(begin)

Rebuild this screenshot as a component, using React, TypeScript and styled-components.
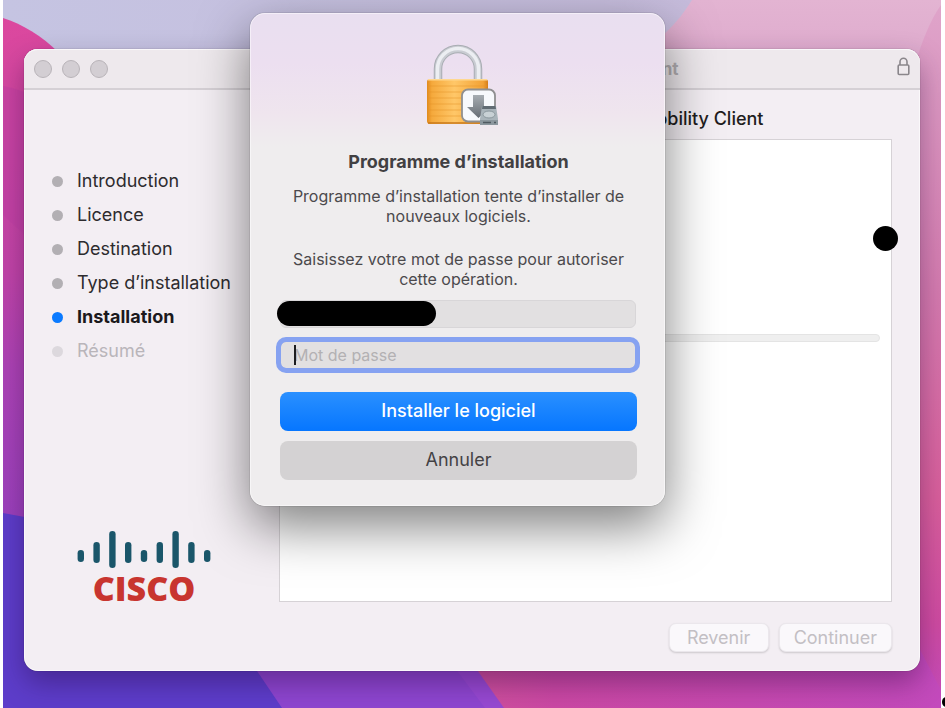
import React from "react";
import styled, { createGlobalStyle, css } from "styled-components";

const GlobalStyle = createGlobalStyle`
  *, *::before, *::after { box-sizing: border-box; }
  body {
    margin: 0;
    background: #ffffff;
    font-family: Inter, "Liberation Sans", sans-serif;
    color: #2b292c;
  }
  button, input { font-family: inherit; }
`;

const Page = styled.main`
  position: relative;
  min-height: 100vh;
  padding: 0 4px 0 3px;
  display: flex;
  overflow: hidden;
`;

const Desktop = styled.div`
  position: relative;
  flex: 1;
  display: flex;
  padding: 49px 21px 37px;
  overflow: hidden;
`;

const WallpaperSvg = styled.svg`
  position: absolute;
  inset: 0;
  width: 100%;
  height: 100%;
`;

const EdgeDot = styled.span`
  position: absolute;
  right: -5px;
  bottom: 1px;
  width: 8px;
  height: 10px;
  border-radius: 50%;
  background: #000;
`;

const Window = styled.section`
  position: relative;
  flex: 1;
  display: flex;
  flex-direction: column;
  border-radius: 14px;
  background: #f3eef3;
  box-shadow: 0 0 1px rgba(0, 0, 0, 0.6), 0 12px 28px rgba(30, 0, 50, 0.36),
    inset 0 0 0 1px rgba(255, 255, 255, 0.6);
`;

const TitleBar = styled.header`
  display: grid;
  grid-template-columns: 80px 1fr 80px;
  align-items: center;
  height: 41px;
  padding: 0 10px;
  border-bottom: 2px solid #d5d0d5;
  border-radius: 14px 14px 0 0;
  background: #eee9ed;
  box-shadow: inset 0 1px 0 #faf8fa;
`;

const Lights = styled.div`
  display: flex;
  gap: 10px;
`;

const Light = styled.button`
  width: 18px;
  height: 18px;
  padding: 0;
  border: 1px solid #b9b4b9;
  border-radius: 50%;
  background: #d3ced3;
`;

const WindowTitle = styled.h1`
  margin: 0;
  text-align: center;
  white-space: nowrap;
  font-size: 17px;
  line-height: 20px;
  font-weight: 700;
  color: #b3afb3;
`;

const LockSlot = styled.span`
  display: flex;
  justify-content: flex-end;
  padding-bottom: 4px;
`;

const Body = styled.div`
  flex: 1;
  display: grid;
  grid-template-columns: 255px 1fr;
`;

const Sidebar = styled.aside`
  display: flex;
  flex-direction: column;
  justify-content: space-between;
  padding: 74px 0 64px 28px;
`;

const Steps = styled.ol`
  margin: 0;
  padding: 0;
  list-style: none;
`;

type StepState = "done" | "current" | "pending";

const dotColor = { done: "#b2afb3", current: "#0a7aff", pending: "#dcd8dd" };
const stepColor = { done: "#2d2b2e", current: "#1b191c", pending: "#b9b5ba" };

const Step = styled.li<{ $state: StepState }>`
  display: flex;
  align-items: center;
  gap: 14px;
  height: 34px;
  font-size: 18px;
  line-height: 24px;
  font-weight: ${(p) => (p.$state === "current" ? 700 : 400)};
  color: ${(p) => stepColor[p.$state]};

  &::before {
    content: "";
    width: 11px;
    height: 11px;
    border-radius: 50%;
    background: ${(p) => dotColor[p.$state]};
  }
`;

const Brand = styled.div`
  display: flex;
  flex-direction: column;
  align-items: center;
  width: 134px;
  margin-left: 25px;
`;

const BrandName = styled.span`
  font-family: "Open Sans", sans-serif;
  font-weight: 800;
  font-size: 34px;
  line-height: 38px;
  color: #c8352f;
`;

const Content = styled.div`
  display: flex;
  flex-direction: column;
  padding: 17px 28px 19px 0;
`;

const Heading = styled.h2`
  margin: 0 0 8px 6px;
  white-space: nowrap;
  font-size: 18px;
  line-height: 24px;
  font-weight: 500;
  color: #1f1d20;
`;

const Panel = styled.div`
  position: relative;
  flex: 1;
  display: flex;
  flex-direction: column;
  padding: 194px 11px 0 22px;
  border: 1px solid #d6d2d6;
  background: #ffffff;
`;

const Progress = styled.div`
  height: 8px;
  border: 1px solid #e4e4e4;
  border-radius: 4px;
  background: #efefef;
`;

const PanelMark = styled.span`
  position: absolute;
  top: 86px;
  right: -7px;
  width: 25px;
  height: 25px;
  border-radius: 50%;
  background: #000;
`;

const Footer = styled.footer`
  display: flex;
  justify-content: flex-end;
  gap: 10px;
  padding-top: 21px;
`;

const NavButton = styled.button`
  min-width: 100px;
  height: 29px;
  padding: 0 14px;
  border: 1px solid #ebe7ec;
  border-radius: 7px;
  background: #faf8fb;
  box-shadow: 0 1px 2px rgba(0, 0, 0, 0.16);
  font-size: 18px;
  line-height: 24px;
  color: #c3bfc4;
`;

const Sheet = styled.form`
  position: absolute;
  top: -36px;
  left: 226px;
  width: 415px;
  display: flex;
  flex-direction: column;
  align-items: stretch;
  padding: 27px 28px 26px 30px;
  border-radius: 15px;
  background: linear-gradient(#e9dff0 0, #ecdff0 50px, #efe5ee 100px, #efedee 134px);
  box-shadow: 0 0 1px rgba(0, 0, 0, 0.7), 0 20px 52px rgba(0, 0, 0, 0.5),
    inset 0 0 0 1px rgba(255, 255, 255, 0.5);
  text-align: center;
`;

const SheetIcon = styled.svg`
  align-self: center;
  margin-left: 8px;
`;

const SheetTitle = styled.h3`
  margin: 22px 0 12px;
  font-size: 18px;
  line-height: 24px;
  font-weight: 700;
  color: #414042;
`;

const SheetText = styled.p`
  margin: 0 0 23px;
  font-size: 16px;
  line-height: 20px;
  color: #4b494c;

  & + & { margin-bottom: 11px; }
`;

const fieldBase = css`
  width: 100%;
  border: 1px solid #d8d6d8;
  border-radius: 6px;
  background: #e2e0e1;
  font-size: 16px;
  line-height: 20px;
`;

const UserField = styled.div`
  position: relative;
  height: 28px;
  margin-right: 1px;
  display: flex;
`;

const UserInput = styled.input`
  ${fieldBase}
  padding: 0 12px;
`;

const Redaction = styled.span`
  position: absolute;
  top: 1px;
  left: -3px;
  width: 159px;
  height: 25px;
  border-radius: 13px;
  background: #000;
`;

const PasswordField = styled.label`
  position: relative;
  display: flex;
  height: 28px;
  margin: 13px 1px 23px 0;
`;

const PasswordInput = styled.input`
  ${fieldBase}
  padding: 0 13px;
  border-color: #a9b4d8;
  outline: 5px solid #86a2f1;
  outline-offset: -1px;

  &::placeholder { color: #b3b1b3; opacity: 1; }
`;

const Caret = styled.span`
  position: absolute;
  left: 14px;
  top: 4px;
  width: 2px;
  height: 20px;
  background: #1d1d1f;
`;

const SheetButton = styled.button<{ $primary?: boolean }>`
  height: 39px;
  padding: 0 0 2px;
  border: 0;
  border-radius: 8px;
  font-size: 18px;
  line-height: 24px;
  ${(p) =>
    p.$primary
      ? css`
          background: linear-gradient(#2a90ff, #0676ff);
          color: #ffffff;
          font-weight: 500;
        `
      : css`
          margin-top: 10px;
          background: #d4d2d3;
          color: #444245;
        `}
`;

const Wallpaper = () => (
  <WallpaperSvg viewBox="3 0 938 708" preserveAspectRatio="none" aria-hidden="true">
    <defs>
      <linearGradient id="sky" x1="0" y1="0" x2="1" y2="0">
        <stop offset="0" stopColor="#c5c4e2" />
        <stop offset="1" stopColor="#c7b9da" />
      </linearGradient>
      <linearGradient id="rose" x1="0" y1="0" x2="0" y2="1">
        <stop offset="0" stopColor="#e3b4d2" />
        <stop offset="0.12" stopColor="#dca6cb" />
        <stop offset="1" stopColor="#c94d99" />
      </linearGradient>
      <linearGradient id="east" x1="0" y1="0" x2="0" y2="1">
        <stop offset="0" stopColor="#dfa4ca" />
        <stop offset="0.4" stopColor="#d57cb0" />
        <stop offset="0.7" stopColor="#d95f9c" />
        <stop offset="0.88" stopColor="#cf4ba2" />
        <stop offset="1" stopColor="#c34abc" />
      </linearGradient>
      <linearGradient id="west" gradientUnits="userSpaceOnUse" x1="0" y1="18" x2="0" y2="520">
        <stop offset="0" stopColor="#dc489e" />
        <stop offset="0.5" stopColor="#c244a8" />
        <stop offset="0.7" stopColor="#ad43b6" />
        <stop offset="1" stopColor="#9c41bd" />
      </linearGradient>
      <linearGradient id="south" x1="0" y1="0" x2="1" y2="0">
        <stop offset="0" stopColor="#d0529a" />
        <stop offset="0.2" stopColor="#cb48a4" />
        <stop offset="1" stopColor="#c34abc" />
      </linearGradient>
    </defs>
    <rect x="3" width="938" height="708" fill="url(#sky)" />
    <path d="M692 0C682 16 672 28 655 42V708H941V0Z" fill="url(#rose)" />
    <path d="M941 5C930 20 922 42 915 64V708H941Z" fill="url(#east)" />
    <path d="M3 18C22 24 42 36 58 52V560H3Z" fill="url(#west)" />
    <path d="M3 86Q14 88 30 94V240L3 215Z" fill="#bf3fa6" opacity="0.4" />
    <path d="M457 640H915L941 690V708H457Z" fill="url(#south)" />
    <path d="M200 640H456L504 708H200Z" fill="#9749d2" />
    <path d="M200 640H434L485 708H200Z" fill="#8e46d0" />
    <path d="M3 513L30 518L236 640L282 708H3Z" fill="#5d3dca" />
  </WallpaperSvg>
);

const PadlockOutline = () => (
  <svg width="13" height="19" viewBox="0 0 13 19" fill="none" stroke="#8a868b" strokeWidth="1.6" aria-hidden="true">
    <rect x="1.2" y="8" width="10.600" height="9.500" rx="1" />
    <path d="M3 8V4.800a3.500 3.500 0 0 1 7 0V8" />
  </svg>
);

const barHeights = [12, 21, 37, 21, 12, 21, 37, 21, 12];
const barTops = [19, 11, 0, 11, 19, 11, 0, 11, 19];

const BrandBars = () => (
  <svg width="134" height="38" viewBox="0 0 134 38" fill="#1a566a" aria-hidden="true">
    {barHeights.map((h, i) => (
      <rect key={i} x={i * 15.8 + 0.6} y={barTops[i]} width="6.4" height={h} rx="3.2" />
    ))}
  </svg>
);

const InstallerLock = () => (
  <SheetIcon width="76" height="88" viewBox="0 0 76 88" aria-hidden="true">
    <defs>
      <linearGradient id="brass" x1="0" y1="0" x2="1" y2="0">
        <stop offset="0" stopColor="#e08a1c" />
        <stop offset="0.08" stopColor="#f5a93c" />
        <stop offset="0.45" stopColor="#ffc768" />
        <stop offset="0.92" stopColor="#f3a235" />
        <stop offset="1" stopColor="#d57d17" />
      </linearGradient>
      <linearGradient id="arrow" x1="0" y1="0" x2="0" y2="1">
        <stop offset="0" stopColor="#a7adb2" />
        <stop offset="1" stopColor="#666d74" />
      </linearGradient>
    </defs>
    <path d="M13 41V29a20 20 0 0 1 40 0V41" fill="none" stroke="#a9adb3" strokeWidth="8.500" />
    <path d="M13 41V29a20 20 0 0 1 40 0V41" fill="none" stroke="#c9ccd2" strokeWidth="6.500" />
    <path d="M12.500 41V29a20.500 20.500 0 0 1 41 0V41" fill="none" stroke="#eceef2" strokeWidth="3.500" />
    <rect x="2" y="39" width="61" height="45" rx="3" fill="url(#brass)" />
    <path d="M3 39.800H62" stroke="#ffd890" strokeWidth="1.500" />
    <path d="M3 46H62M3 52H62M3 58H62M3 64H62M3 70H62M3 76H62" stroke="#e59428" strokeWidth="1.200" opacity="0.5" />
    <path d="M3 83H62" stroke="#c8781b" strokeWidth="1.500" />
    <rect x="37" y="49.500" width="33" height="32" rx="6" fill="#f7f9fc" stroke="#8f8f90" strokeWidth="1.800" />
    <path d="M48 55H59V67H65L53.500 78L42 67H48Z" fill="url(#arrow)" />
    <path d="M57 66H71L73 79V85H55V79Z" fill="#a9b4ba" />
    <path d="M57.500 66H70.500L71 69H57Z" fill="#616c73" />
    <path d="M55 80H73V85H55Z" fill="#8b979d" />
    <ellipse cx="64" cy="74.500" rx="6" ry="3.500" fill="#c8d1d5" stroke="#8b979d" />
    <path d="M58 82.500H66M69 82.500H71" stroke="#4f5a61" strokeWidth="1.500" />
  </SheetIcon>
);

const steps: { label: string; state: StepState }[] = [
  { label: "Introduction", state: "done" },
  { label: "Licence", state: "done" },
  { label: "Destination", state: "done" },
  { label: "Type d’installation", state: "done" },
  { label: "Installation", state: "current" },
  { label: "Résumé", state: "pending" },
];

export default function App() {
  return (
    <>
      <GlobalStyle />
      <Page>
        <Desktop>
          <Wallpaper />
          <Window>
            <TitleBar>
              <Lights>
                <Light type="button" aria-label="Fermer" />
                <Light type="button" aria-label="Réduire" />
                <Light type="button" aria-label="Agrandir" />
              </Lights>
              <WindowTitle>Installer Cisco AnyConnect Secure Mobility Client</WindowTitle>
              <LockSlot>
                <PadlockOutline />
              </LockSlot>
            </TitleBar>
            <Body>
              <Sidebar>
                <Steps>
                  {steps.map((s) => (
                    <Step key={s.label} $state={s.state}>
                      {s.label}
                    </Step>
                  ))}
                </Steps>
                <Brand>
                  <BrandBars />
                  <BrandName>CISCO</BrandName>
                </Brand>
              </Sidebar>
              <Content>
                <Heading>Installation de Cisco AnyConnect Secure Mobility Client</Heading>
                <Panel>
                  <Progress role="progressbar" aria-label="Installation" />
                  <PanelMark />
                </Panel>
                <Footer>
                  <NavButton type="button" disabled>Revenir</NavButton>
                  <NavButton type="button" disabled>Continuer</NavButton>
                </Footer>
              </Content>
            </Body>
            <Sheet onSubmit={(e) => e.preventDefault()}>
              <InstallerLock />
              <SheetTitle>Programme d’installation</SheetTitle>
              <SheetText>Programme d’installation tente d’installer de nouveaux logiciels.</SheetText>
              <SheetText>Saisissez votre mot de passe pour autoriser cette opération.</SheetText>
              <UserField>
                <UserInput type="text" aria-label="Nom d’utilisateur" />
                <Redaction />
              </UserField>
              <PasswordField>
                <PasswordInput type="password" aria-label="Mot de passe" placeholder="Mot de passe" />
                <Caret />
              </PasswordField>
              <SheetButton type="submit" $primary>Installer le logiciel</SheetButton>
              <SheetButton type="button">Annuler</SheetButton>
            </Sheet>
          </Window>
        </Desktop>
        <EdgeDot />
      </Page>
    </>
  );
}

(end)

▸ What to do
Of the lines in the data above, how many contain the word "components"? Give only that figure.

▸ Task answer
2